Prep briefings on key issues now

With wall-to-wall media coverage and forensic campaign analysis, it can sometimes feel as though general election campaigns last a lifetime. Yet before we know it a new Government will be formed and with it many new MPs installed in their constituencies.

For MPs who are new to Westminster there will be a plethora of issues to get to grips with in their local area, and the NHS is likely to be near the top of their pile. It can be helpful to spend time now drafting briefings on issues that will be of high interest and can be shared after the election. MPs will welcome the opportunity to be appraised on the detail.

In addition, have a stakeholder action plan ready to be implemented after the election, with details of activity covering the first six months of the new Parliament including introductory meetings and invitations to visit key locations and spend time with frontline staff. Whether your new MPs are in Government or in opposition this will be time well spent and is key to any successful stakeholder engagement strategy. It is part of an approach that focuses on accountability, openness, transparency and candour, and on building relationships to help support and solve local issues.

Within this plan it may be helpful to be clear on the issues that you need to inform Parliamentary colleagues about and those you may need to garner their support on. If there are thorny or perennially difficult issues, don’t shy away from discussing them. Instead have a strategy in place now for how to navigate through them and ensure MPs are aware of the action you are taking to address them.

Brief your staff on pre-election guidance

Whilst the election period has the practical effect of pausing some activities and instilling caution about engagement with stakeholders, don’t assume that your staff understand the rules or know how the guidance relates to their role.

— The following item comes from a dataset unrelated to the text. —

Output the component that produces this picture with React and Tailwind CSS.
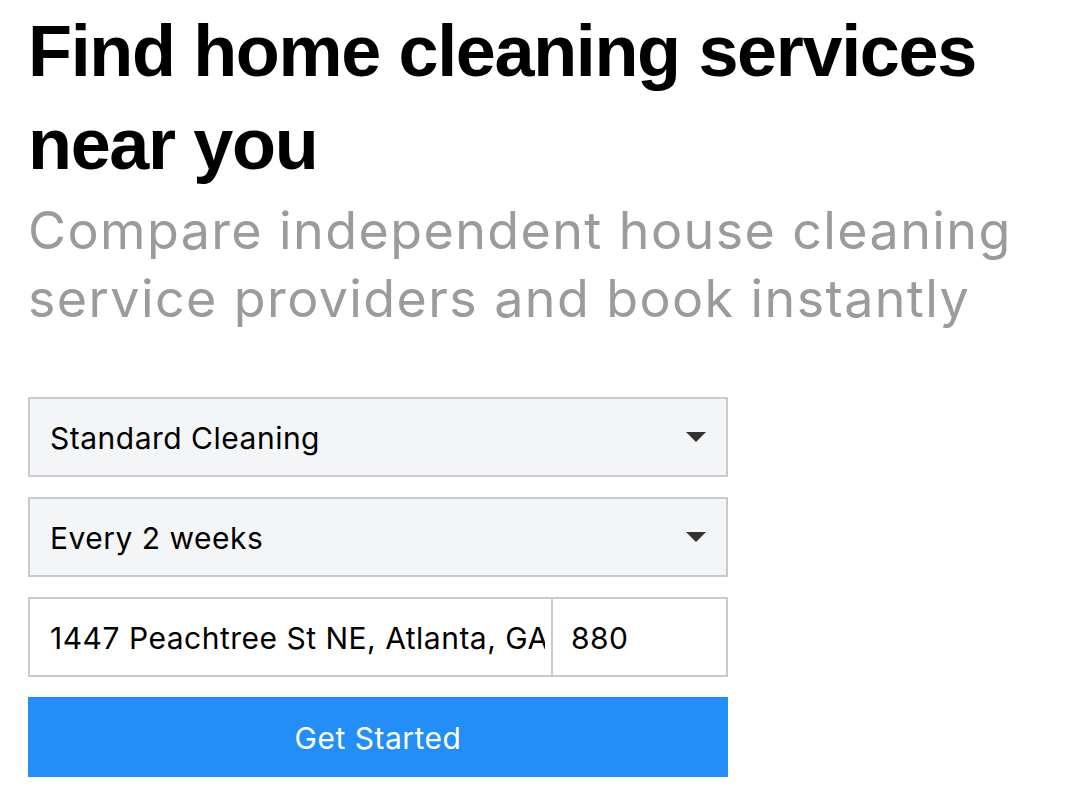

NHS England has produced a simple guide for NHS organisations on how they should approach communications activities in the run up to the election. It is advisable to share the guidance with your staff and encourage teams to ask your communications team for advice if they are uncertain. It is also worth revisiting your organisation’s social media policy to ensure it is clear on the do’s and don’ts around sharing commentary during the election period, even in a personal capacity.